Task directions
Copy out every line that contains the word "components".

------------------------------------------------------------------------

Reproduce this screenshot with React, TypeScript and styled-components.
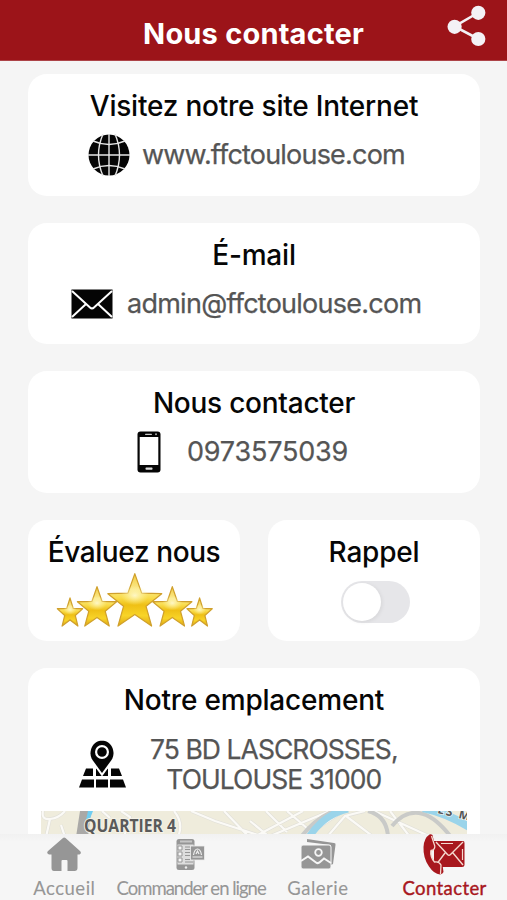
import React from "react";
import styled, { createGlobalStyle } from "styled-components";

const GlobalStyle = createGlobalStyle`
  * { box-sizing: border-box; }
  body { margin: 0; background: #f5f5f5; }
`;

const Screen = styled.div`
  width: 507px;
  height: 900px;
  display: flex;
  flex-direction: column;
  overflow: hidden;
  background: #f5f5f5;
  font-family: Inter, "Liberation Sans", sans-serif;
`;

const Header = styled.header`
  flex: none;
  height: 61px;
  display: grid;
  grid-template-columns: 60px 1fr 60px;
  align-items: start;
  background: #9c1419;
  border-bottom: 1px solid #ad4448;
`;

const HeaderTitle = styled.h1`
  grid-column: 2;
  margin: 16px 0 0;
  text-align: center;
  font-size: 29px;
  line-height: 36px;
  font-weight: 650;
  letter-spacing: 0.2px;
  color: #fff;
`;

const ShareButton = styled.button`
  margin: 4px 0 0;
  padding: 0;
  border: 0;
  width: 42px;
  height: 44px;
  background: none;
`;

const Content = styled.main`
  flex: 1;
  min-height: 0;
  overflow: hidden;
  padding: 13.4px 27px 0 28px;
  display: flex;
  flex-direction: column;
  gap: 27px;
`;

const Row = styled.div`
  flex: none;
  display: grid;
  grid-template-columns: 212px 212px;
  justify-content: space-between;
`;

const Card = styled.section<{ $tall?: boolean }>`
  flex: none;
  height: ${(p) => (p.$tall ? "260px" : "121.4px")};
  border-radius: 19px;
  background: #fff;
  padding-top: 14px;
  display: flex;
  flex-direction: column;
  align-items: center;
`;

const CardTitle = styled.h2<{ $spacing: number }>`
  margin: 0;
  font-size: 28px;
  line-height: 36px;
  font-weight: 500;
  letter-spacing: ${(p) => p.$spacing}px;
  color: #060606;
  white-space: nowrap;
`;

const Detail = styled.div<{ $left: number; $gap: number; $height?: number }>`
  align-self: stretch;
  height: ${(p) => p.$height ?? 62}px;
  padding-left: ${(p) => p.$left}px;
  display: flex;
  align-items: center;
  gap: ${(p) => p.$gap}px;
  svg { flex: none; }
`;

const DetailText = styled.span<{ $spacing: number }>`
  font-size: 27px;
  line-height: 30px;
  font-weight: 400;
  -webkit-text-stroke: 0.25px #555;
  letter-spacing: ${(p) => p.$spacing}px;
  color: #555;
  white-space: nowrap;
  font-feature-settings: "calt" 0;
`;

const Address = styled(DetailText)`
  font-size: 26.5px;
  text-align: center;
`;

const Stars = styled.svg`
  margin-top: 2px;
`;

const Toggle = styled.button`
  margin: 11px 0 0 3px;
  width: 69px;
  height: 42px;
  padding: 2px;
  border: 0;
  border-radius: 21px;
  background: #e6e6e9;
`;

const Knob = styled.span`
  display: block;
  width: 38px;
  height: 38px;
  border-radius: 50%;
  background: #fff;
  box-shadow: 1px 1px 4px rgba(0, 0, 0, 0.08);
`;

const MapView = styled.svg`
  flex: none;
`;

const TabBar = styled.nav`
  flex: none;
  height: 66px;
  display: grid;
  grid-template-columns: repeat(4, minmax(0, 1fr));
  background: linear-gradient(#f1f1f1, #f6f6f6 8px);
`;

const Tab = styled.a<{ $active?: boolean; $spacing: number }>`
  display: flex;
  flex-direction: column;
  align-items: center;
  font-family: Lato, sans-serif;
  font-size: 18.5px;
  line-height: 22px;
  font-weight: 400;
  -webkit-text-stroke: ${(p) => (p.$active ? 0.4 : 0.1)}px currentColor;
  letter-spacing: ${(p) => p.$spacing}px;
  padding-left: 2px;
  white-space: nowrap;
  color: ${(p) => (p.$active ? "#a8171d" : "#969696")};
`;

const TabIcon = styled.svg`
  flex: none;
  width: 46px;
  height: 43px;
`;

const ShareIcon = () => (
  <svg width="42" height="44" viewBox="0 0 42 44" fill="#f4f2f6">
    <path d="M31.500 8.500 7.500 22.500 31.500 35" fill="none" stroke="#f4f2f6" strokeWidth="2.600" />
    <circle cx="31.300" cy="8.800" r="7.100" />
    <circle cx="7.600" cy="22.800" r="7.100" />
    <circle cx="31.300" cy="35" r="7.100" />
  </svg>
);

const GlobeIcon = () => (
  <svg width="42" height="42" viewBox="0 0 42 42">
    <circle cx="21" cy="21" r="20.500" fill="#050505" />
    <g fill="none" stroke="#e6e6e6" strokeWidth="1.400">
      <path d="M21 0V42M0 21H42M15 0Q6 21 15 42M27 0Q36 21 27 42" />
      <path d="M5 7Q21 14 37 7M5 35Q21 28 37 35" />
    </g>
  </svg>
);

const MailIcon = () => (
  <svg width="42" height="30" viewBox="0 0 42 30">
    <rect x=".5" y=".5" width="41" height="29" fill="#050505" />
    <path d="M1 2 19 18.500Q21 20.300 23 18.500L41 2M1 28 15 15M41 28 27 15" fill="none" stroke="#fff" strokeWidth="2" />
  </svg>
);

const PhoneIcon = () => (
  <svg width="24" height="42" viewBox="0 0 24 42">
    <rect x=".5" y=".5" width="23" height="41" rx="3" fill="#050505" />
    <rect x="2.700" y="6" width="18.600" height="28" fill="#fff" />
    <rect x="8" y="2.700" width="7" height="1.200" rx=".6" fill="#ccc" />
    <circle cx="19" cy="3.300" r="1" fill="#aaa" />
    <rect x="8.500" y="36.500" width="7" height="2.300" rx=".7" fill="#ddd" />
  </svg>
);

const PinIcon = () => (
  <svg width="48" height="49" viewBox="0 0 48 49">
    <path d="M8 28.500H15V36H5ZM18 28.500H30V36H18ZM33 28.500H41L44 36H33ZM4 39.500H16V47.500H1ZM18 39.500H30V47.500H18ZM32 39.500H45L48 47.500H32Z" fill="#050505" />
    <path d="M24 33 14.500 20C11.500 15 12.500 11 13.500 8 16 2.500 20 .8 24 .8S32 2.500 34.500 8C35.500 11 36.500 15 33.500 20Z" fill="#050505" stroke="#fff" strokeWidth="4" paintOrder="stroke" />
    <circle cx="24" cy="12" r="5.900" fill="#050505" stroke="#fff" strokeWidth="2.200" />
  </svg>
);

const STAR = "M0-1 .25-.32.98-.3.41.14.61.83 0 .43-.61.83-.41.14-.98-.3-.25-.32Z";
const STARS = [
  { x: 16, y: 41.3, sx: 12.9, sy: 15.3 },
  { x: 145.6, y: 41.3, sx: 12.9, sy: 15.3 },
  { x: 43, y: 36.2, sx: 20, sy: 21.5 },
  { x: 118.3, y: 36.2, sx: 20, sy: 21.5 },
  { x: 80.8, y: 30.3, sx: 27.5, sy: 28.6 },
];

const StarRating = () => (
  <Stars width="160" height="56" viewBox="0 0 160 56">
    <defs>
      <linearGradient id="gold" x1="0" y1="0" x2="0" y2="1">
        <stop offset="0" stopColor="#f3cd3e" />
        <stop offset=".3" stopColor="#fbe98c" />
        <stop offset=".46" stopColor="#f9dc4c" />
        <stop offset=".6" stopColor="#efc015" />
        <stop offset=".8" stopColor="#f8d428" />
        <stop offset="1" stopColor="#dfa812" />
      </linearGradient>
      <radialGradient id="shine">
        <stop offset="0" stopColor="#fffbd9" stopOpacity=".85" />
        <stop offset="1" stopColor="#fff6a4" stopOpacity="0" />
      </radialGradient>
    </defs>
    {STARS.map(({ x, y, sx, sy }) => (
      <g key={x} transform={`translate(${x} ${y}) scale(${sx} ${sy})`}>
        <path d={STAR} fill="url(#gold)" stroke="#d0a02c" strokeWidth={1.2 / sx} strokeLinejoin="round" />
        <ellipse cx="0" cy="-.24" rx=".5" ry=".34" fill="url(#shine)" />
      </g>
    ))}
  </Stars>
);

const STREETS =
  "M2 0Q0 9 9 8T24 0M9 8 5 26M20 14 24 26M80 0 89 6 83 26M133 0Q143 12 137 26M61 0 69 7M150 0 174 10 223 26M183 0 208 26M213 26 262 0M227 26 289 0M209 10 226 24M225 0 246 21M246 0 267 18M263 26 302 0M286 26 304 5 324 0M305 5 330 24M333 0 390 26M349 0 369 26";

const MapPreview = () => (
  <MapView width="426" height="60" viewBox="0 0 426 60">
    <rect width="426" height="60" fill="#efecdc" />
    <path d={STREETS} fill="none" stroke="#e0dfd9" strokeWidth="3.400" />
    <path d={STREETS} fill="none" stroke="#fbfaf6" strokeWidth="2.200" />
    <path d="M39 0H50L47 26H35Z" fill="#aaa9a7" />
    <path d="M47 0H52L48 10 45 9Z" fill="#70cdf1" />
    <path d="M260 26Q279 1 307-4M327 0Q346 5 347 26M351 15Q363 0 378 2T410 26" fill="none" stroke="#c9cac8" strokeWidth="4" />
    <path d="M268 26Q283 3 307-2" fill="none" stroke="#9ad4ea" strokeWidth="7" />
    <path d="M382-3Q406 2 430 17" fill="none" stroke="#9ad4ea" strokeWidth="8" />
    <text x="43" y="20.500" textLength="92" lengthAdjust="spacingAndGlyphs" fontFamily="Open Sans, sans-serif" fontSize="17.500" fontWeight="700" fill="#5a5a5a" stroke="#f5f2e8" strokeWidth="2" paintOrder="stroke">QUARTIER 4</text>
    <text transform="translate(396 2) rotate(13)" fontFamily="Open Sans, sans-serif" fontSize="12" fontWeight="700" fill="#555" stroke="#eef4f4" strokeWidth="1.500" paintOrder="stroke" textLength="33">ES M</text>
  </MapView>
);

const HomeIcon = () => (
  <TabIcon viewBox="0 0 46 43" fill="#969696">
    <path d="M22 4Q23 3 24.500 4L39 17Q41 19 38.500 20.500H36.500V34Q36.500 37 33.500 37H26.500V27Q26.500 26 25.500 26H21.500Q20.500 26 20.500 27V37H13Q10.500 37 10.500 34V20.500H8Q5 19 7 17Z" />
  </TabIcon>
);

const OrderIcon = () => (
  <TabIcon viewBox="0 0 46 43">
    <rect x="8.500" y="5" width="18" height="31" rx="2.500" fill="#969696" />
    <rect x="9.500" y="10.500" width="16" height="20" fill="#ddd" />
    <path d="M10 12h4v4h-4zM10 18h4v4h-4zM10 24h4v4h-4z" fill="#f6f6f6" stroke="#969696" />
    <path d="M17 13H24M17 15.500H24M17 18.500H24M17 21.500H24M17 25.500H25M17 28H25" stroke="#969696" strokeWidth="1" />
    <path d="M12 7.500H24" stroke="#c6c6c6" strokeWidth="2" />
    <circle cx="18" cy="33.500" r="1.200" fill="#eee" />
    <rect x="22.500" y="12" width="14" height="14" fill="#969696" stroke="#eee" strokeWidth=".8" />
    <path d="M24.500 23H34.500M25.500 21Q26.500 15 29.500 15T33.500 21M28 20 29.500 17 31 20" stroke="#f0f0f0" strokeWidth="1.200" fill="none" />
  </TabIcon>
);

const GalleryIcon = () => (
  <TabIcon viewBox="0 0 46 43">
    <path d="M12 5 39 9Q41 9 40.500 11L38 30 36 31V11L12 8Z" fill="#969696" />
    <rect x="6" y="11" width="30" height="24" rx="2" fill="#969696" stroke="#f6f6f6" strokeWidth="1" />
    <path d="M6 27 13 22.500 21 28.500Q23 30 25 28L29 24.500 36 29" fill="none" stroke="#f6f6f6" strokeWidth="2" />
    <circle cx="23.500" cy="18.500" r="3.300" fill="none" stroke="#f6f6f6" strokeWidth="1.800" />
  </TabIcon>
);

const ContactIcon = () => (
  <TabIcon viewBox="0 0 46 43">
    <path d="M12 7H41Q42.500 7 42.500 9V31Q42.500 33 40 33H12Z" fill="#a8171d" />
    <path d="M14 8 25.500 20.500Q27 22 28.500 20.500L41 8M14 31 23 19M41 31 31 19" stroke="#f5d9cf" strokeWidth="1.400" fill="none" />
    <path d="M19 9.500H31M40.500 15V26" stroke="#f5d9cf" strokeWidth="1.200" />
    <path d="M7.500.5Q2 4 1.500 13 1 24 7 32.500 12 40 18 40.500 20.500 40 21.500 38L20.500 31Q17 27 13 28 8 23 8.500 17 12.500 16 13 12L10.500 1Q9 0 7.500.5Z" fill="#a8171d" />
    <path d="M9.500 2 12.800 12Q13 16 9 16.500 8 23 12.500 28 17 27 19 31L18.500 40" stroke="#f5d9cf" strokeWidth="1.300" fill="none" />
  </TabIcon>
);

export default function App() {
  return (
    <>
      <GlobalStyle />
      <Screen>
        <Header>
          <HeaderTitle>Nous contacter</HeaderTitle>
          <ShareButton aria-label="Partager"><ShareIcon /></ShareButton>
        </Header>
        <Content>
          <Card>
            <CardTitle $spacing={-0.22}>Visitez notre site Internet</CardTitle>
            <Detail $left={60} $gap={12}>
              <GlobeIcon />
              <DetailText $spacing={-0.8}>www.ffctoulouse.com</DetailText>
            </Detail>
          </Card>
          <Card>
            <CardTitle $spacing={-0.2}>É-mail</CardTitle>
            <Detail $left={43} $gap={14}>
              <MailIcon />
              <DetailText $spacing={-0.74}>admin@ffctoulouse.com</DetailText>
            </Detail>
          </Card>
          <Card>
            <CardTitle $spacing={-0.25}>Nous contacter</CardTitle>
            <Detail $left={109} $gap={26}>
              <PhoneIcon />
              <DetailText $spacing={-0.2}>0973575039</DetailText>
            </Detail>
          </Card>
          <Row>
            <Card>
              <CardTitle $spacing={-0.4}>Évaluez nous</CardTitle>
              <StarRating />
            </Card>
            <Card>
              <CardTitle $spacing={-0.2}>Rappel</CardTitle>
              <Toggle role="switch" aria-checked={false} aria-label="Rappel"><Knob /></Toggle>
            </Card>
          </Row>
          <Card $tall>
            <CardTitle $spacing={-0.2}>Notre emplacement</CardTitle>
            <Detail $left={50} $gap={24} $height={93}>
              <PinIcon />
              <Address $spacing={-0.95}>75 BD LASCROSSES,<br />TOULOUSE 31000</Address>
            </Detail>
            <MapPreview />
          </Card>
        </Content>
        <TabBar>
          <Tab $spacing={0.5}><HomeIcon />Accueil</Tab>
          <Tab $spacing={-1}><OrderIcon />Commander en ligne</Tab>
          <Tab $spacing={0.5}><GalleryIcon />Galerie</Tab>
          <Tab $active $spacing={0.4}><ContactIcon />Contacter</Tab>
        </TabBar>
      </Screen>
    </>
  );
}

------------------------------------------------------------------------

Answer
Reproduce this screenshot with React, TypeScript and styled-components.
import styled, { createGlobalStyle } from "styled-components";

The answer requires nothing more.